One huddle, many lessons

One huddle, many lessons

It's been one of those weeks. Busy, frantic, chaotic. Most of the time felt like juggling too many things at once. Tickets line up, calls eat into the day, PRs need nursing, issues arise, things get tangled. Standard development, just a bit worse than usual this week. No particular reason.

The most frustrating item by far has been a PR that depends on another team's work to move forward. I knew they were touching similar areas and building some of the infrastructure I'd need, so we agreed to pause and wait for their work to land first. Fewer conflicts, fewer half-baked decisions down the line. Sensible call.

The annoying part is that I was close to done. One more item off the list, a little less noise in my day. But the PR I was waiting on is a large one, it sparked debate, and it's been delayed. I don't like keeping tickets hanging or letting PRs go stale. It sits on me.

There was a silver lining I could see even then: the discussion slowing things down would likely have involved my work eventually anyway. Better to have it resolved upstream than to deal with the fallout later.

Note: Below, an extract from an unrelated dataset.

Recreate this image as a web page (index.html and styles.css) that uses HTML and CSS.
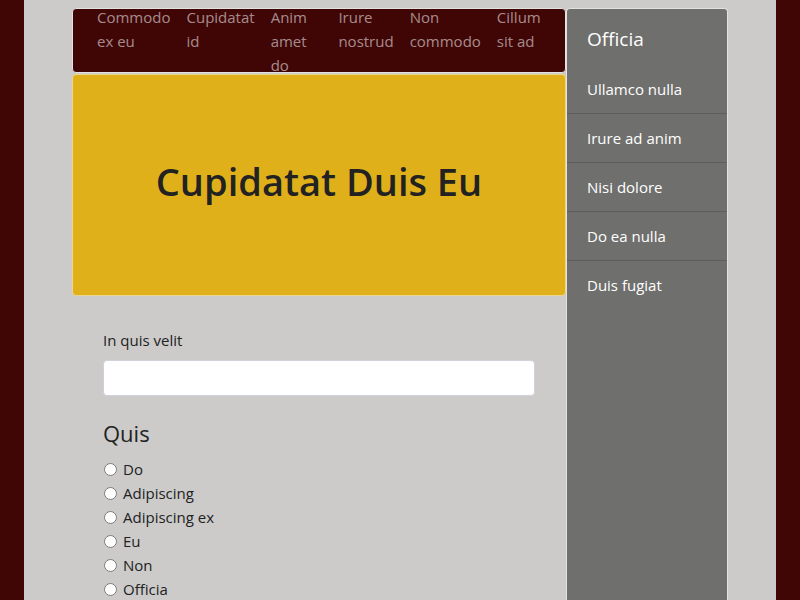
FILE: index.html
```html
<!DOCTYPE html>
<html lang="la">
<head>
<meta charset="utf-8">
<title>Cupidatat Duis Eu</title>
<link rel="stylesheet" href="styles.css">
</head>
<body>
<div class="page">
  <div class="layout">
    <main class="main">
      <nav class="topnav">
        <ul class="nav-list">
          <li class="nav-item"><a class="nav-link" href="#">Commodo ex eu</a></li>
          <li class="nav-item"><a class="nav-link" href="#">Cupidatat id</a></li>
          <li class="nav-item"><a class="nav-link" href="#">Anim amet do</a></li>
          <li class="nav-item"><a class="nav-link" href="#">Irure nostrud</a></li>
          <li class="nav-item"><a class="nav-link" href="#">Non commodo</a></li>
          <li class="nav-item"><a class="nav-link" href="#">Cillum sit ad</a></li>
        </ul>
      </nav>
      <header class="hero">
        <h1 class="hero-title">Cupidatat Duis Eu</h1>
      </header>
      <form class="form">
        <label class="field-label" for="f1">In quis velit</label>
        <input class="field-input" id="f1" type="text">
        <fieldset class="group">
          <legend class="group-title">Quis</legend>
          <label class="radio"><input type="radio" name="q"><span>Do</span></label>
          <label class="radio"><input type="radio" name="q"><span>Adipiscing</span></label>
          <label class="radio"><input type="radio" name="q"><span>Adipiscing ex</span></label>
          <label class="radio"><input type="radio" name="q"><span>Eu</span></label>
          <label class="radio"><input type="radio" name="q"><span>Non</span></label>
          <label class="radio"><input type="radio" name="q"><span>Officia</span></label>
        </fieldset>
      </form>
    </main>
    <aside class="sidebar">
      <div class="side-title">Officia</div>
      <a class="side-item" href="#">Ullamco nulla</a>
      <a class="side-item" href="#">Irure ad anim</a>
      <a class="side-item" href="#">Nisi dolore</a>
      <a class="side-item" href="#">Do ea nulla</a>
      <a class="side-item" href="#">Duis fugiat</a>
    </aside>
  </div>
</div>
</body>
</html>
```

FILE: styles.css
```css
* { box-sizing: border-box; }
html, body { margin: 0; height: 100%; }
body {
  background: #400505;
  font-family: "Open Sans", "Noto Sans", sans-serif;
  font-size: 15px;
  line-height: 24px;
  color: #222;
  overflow: hidden;
}
.page {
  width: 752px;
  margin: 0 auto;
  min-height: 100%;
  background: #cccbca;
  padding: 8px 48px 0;
}
.layout {
  display: grid;
  grid-template-columns: 494px 162px;
  align-items: start;
}
.main { min-width: 0; }
.topnav {
  display: flex;
  align-items: center;
  height: 65px;
  padding: 0 16px;
  background: #400505;
  border: 1px solid #e4e2e0;
  border-radius: 4px;
  margin-bottom: 1px;
}
.nav-list {
  display: flex;
  flex: 1;
  min-width: 0;
  margin: 0;
  padding: 0;
  list-style: none;
}
.nav-link {
  display: block;
  padding: 0 8px;
  color: rgba(255,255,255,0.55);
  text-decoration: none;
}
.hero {
  height: 222px;
  padding-bottom: 6px;
  display: flex;
  align-items: center;
  justify-content: center;
  background: #dfb01a;
  border: 1px solid #ecd68e;
  border-radius: 4px;
}
.hero-title {
  margin: 0;
  font-size: 38px;
  font-weight: 600;
  line-height: 1.2;
  color: #222;
}
.form {
  padding: 32px 31px 0;
  display: flex;
  flex-direction: column;
}
.field-label {
  color: #222;
  margin-bottom: 8px;
}
.field-input {
  height: 36px;
  border: 1px solid #cfd2da;
  border-radius: 4px;
  background: #fff;
  font: inherit;
  margin: 0 0 23px;
}
.group {
  border: 0;
  padding: 0;
  margin: 0;
  display: flex;
  flex-direction: column;
}
.group-title {
  padding: 0;
  font-size: 22px;
  line-height: 29px;
  margin-bottom: 9px;
  color: #222;
}
.radio {
  display: flex;
  align-items: center;
  height: 24px;
}
.radio input {
  width: 13px;
  height: 13px;
  margin: 0 6px 0 1px;
}
.sidebar {
  min-height: 620px;
  background: #6f6f6d;
  border: 1px solid #e4e2e0;
  border-bottom: 0;
  border-radius: 4px 4px 0 0;
  display: flex;
  flex-direction: column;
}
.side-title {
  padding: 15px 20px 11px;
  font-size: 19px;
  line-height: 30px;
  color: #fff;
}
.side-item {
  padding: 12px 20px;
  border-bottom: 1px solid #5d5d5b;
  color: #fff;
  text-decoration: none;
}
.side-item:last-child { border-bottom: 0; }
```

Still, I was getting anxious about the timelines. So yesterday I dropped a message to the developer working on it, not to chase him, but to get a clearer picture of where things stood. I wanted to be transparent with my own team about the situation. I'm a firm believer that most problems shrink when you're open about them, and I didn't want to be the one leaving people in the dark.

His response was an invite to a quick huddle. I took it. I'd never worked with this person before, and I knew he was one of the most senior engineers in the company. It felt like a good opportunity, beyond just unblocking the ticket.

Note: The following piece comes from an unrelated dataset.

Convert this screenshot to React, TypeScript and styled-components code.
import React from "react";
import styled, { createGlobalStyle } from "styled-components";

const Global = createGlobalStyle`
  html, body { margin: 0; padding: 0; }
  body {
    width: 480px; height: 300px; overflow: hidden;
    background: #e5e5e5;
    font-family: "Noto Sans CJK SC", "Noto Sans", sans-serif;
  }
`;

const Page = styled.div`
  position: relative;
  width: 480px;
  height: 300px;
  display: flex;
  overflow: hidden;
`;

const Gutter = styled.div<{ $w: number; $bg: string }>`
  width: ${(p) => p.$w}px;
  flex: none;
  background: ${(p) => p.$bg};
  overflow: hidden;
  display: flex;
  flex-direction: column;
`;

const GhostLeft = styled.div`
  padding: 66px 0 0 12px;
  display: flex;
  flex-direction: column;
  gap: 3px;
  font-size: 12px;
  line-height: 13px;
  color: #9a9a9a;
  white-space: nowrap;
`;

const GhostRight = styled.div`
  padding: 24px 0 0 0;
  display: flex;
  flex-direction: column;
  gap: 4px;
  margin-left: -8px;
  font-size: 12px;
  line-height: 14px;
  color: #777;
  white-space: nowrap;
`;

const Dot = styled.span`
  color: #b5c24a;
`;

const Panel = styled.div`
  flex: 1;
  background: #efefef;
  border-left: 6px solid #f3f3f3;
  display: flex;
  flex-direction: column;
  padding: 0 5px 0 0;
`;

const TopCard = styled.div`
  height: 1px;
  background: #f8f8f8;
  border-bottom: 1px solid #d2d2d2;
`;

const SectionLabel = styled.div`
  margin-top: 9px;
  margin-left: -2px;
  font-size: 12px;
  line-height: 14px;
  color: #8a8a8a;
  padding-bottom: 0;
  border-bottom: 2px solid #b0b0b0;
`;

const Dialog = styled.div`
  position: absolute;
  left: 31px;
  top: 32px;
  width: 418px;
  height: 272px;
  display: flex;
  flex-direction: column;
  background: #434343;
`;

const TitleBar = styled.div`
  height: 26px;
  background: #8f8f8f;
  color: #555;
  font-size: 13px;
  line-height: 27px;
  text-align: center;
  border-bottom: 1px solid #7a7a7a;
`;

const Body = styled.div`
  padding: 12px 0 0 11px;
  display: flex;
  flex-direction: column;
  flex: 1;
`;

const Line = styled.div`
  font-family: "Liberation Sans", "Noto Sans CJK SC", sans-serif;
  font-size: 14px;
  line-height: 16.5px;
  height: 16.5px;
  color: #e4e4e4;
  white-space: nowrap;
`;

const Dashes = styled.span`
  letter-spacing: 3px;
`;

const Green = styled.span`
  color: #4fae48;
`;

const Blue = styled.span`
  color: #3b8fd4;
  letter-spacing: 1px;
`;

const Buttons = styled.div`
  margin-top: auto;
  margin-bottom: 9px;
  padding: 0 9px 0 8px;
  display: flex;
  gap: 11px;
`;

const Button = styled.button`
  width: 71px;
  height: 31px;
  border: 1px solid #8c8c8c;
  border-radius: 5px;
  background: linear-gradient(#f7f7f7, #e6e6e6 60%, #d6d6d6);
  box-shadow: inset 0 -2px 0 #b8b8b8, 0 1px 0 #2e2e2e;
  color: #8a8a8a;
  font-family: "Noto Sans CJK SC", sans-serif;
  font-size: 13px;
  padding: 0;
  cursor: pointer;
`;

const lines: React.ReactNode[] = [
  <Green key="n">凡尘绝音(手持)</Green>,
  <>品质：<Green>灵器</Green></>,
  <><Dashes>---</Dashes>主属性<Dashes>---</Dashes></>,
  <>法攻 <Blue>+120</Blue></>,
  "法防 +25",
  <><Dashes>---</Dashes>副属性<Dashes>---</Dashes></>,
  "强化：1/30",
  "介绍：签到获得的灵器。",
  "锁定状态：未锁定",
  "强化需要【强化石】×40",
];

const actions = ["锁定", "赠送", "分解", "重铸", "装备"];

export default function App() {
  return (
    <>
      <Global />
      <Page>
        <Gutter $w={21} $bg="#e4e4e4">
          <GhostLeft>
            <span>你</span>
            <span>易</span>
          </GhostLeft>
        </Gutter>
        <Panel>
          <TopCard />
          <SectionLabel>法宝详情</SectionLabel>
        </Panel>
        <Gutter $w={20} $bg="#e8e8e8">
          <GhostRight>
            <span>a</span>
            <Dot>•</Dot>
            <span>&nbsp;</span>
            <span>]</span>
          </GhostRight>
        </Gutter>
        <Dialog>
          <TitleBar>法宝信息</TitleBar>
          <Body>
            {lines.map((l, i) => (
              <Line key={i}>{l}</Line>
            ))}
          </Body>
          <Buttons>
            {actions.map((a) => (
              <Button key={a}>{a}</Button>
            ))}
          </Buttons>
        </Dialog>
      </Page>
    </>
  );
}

Turns out the team had decided to drop most of the original PR's functionality. The architecture wasn't the right fit. But we agreed that what I needed was still a sound structural investment, and he walked me through the whole thing, explaining his reasoning so I could actually understand where he was coming from. We landed on the same page quickly.

What followed was one of those moments I genuinely love about this job. This person, clearly busy with his own week, took the time to explain high-level architectural thinking to someone he'd never spoken to before. He also offered to cut a separate, smaller PR covering just what I needed, so I could unblock my work with minimal friction.

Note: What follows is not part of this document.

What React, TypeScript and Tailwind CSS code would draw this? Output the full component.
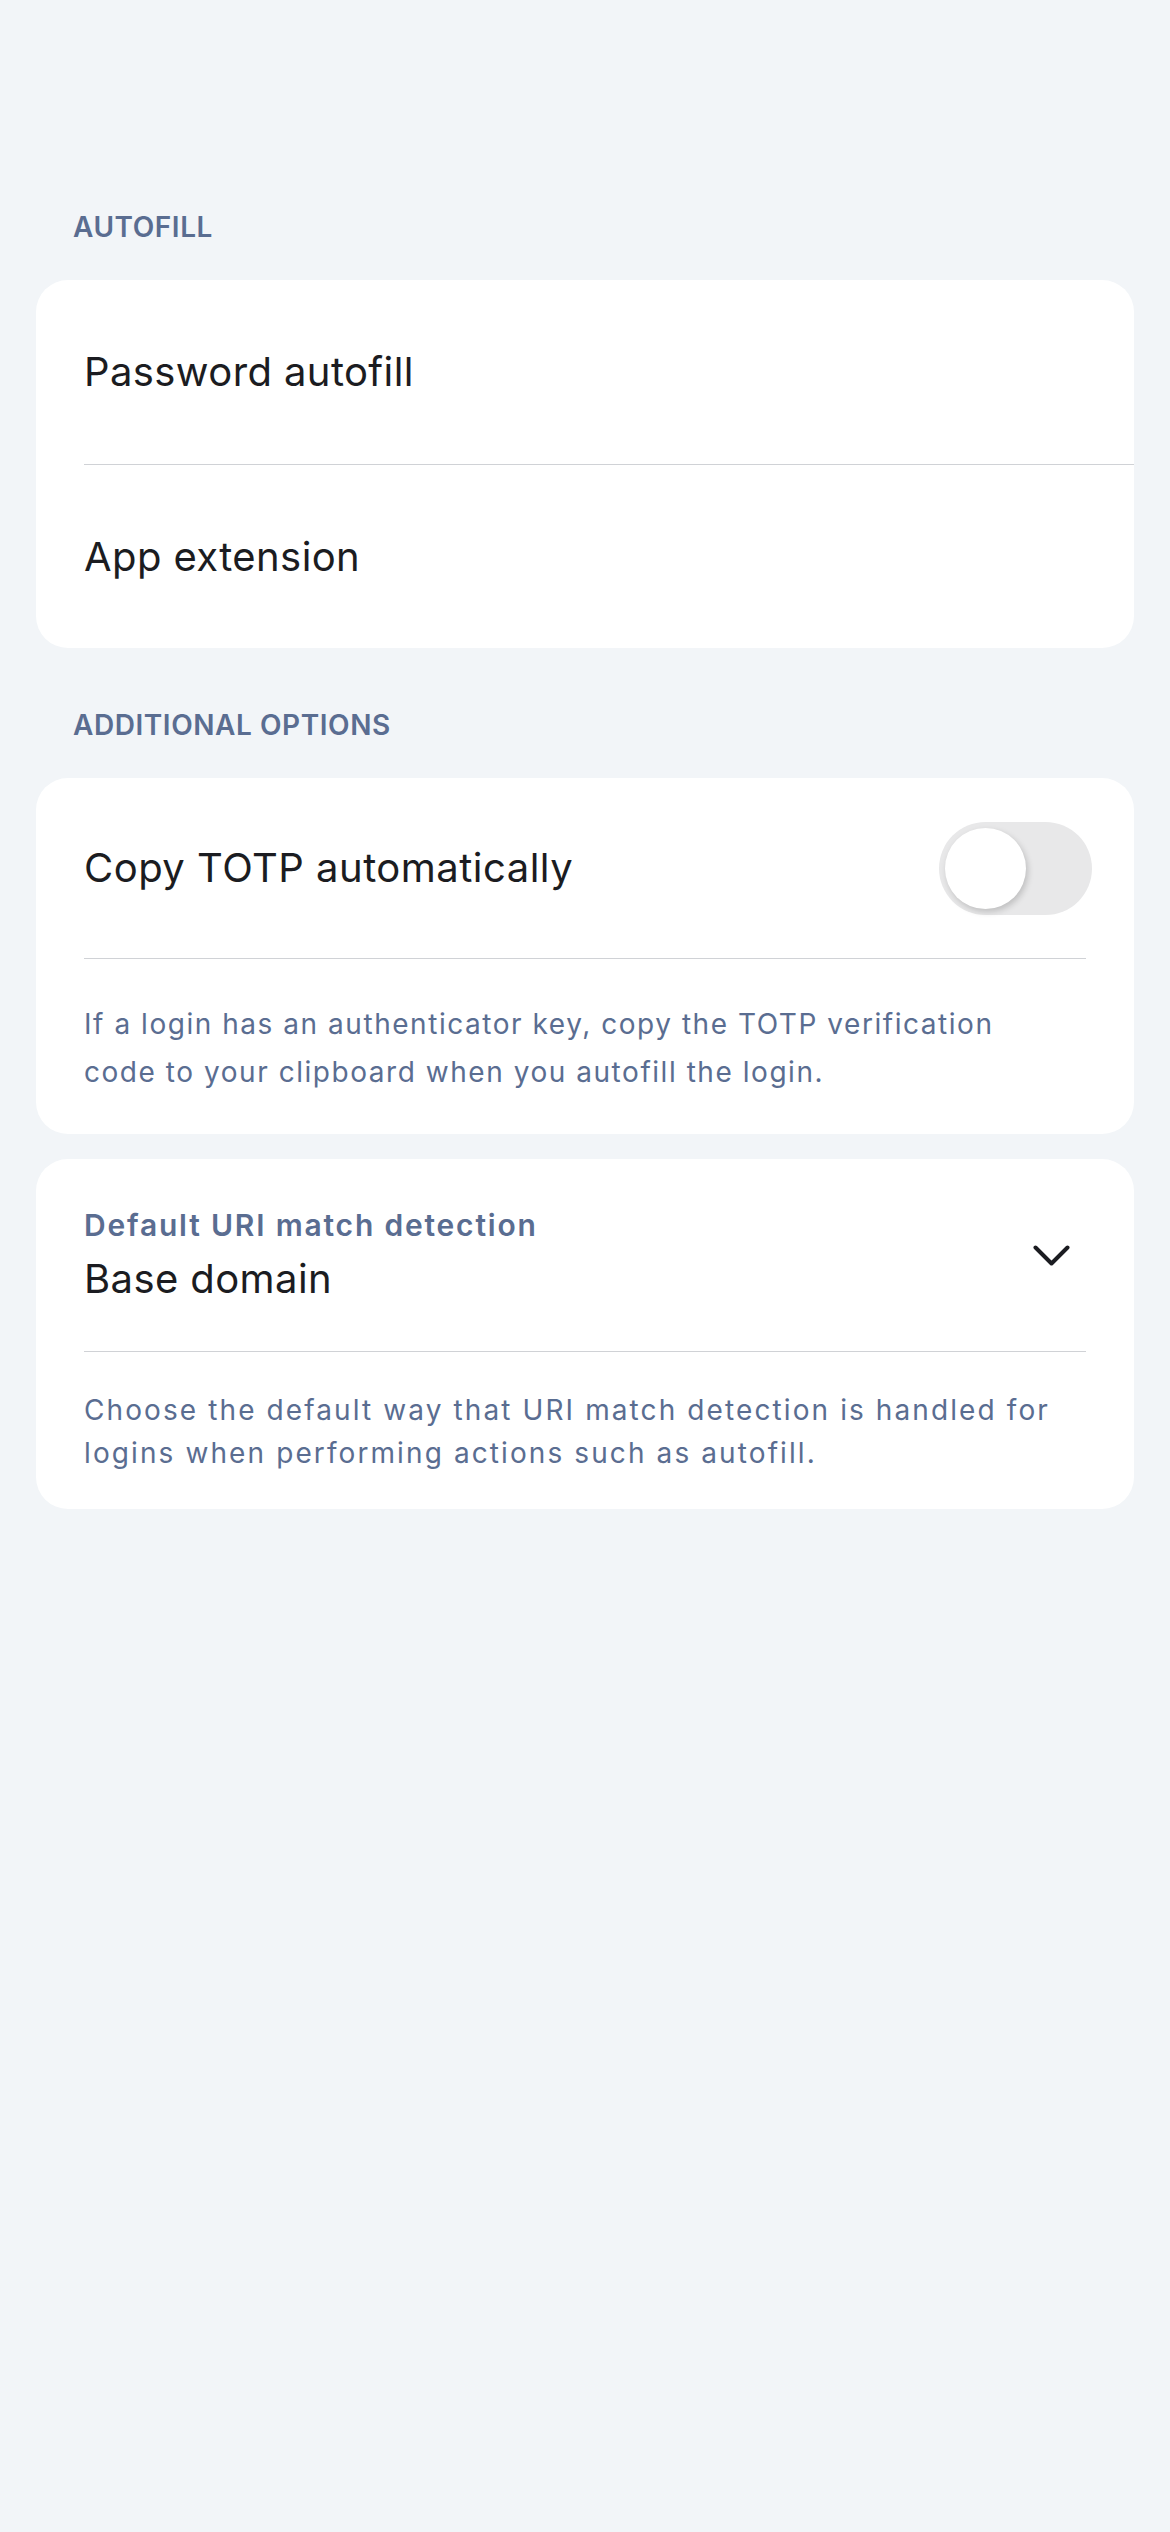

As a bonus, I asked why they'd changed direction from the original plan. We ended up talking for a few more minutes about it, and I came away with a lot. Seeing how an experienced engineer reasons through a problem, evaluates tradeoffs, and decides what's worth building is the kind of thing you can't really get from documentation.

From my end, I could listen, ask questions, and offer to help review the new PR. Small gesture, but one that tends to go a long way.

Things moved quickly after that. The new PR is already in QA, and I expect to close mine soon. A happy ending, all told.

Should I have reached out sooner? Maybe. But I don't think it would have changed much. The discussion on the original PR was necessary, and jumping in earlier would have just added noise, possibly pushing toward releasing something that wasn't ready or well-thought-out.

What I got out of it instead: a lesson in how experienced engineers think, a new connection, and one more situation navigated with a bit more confidence than the last.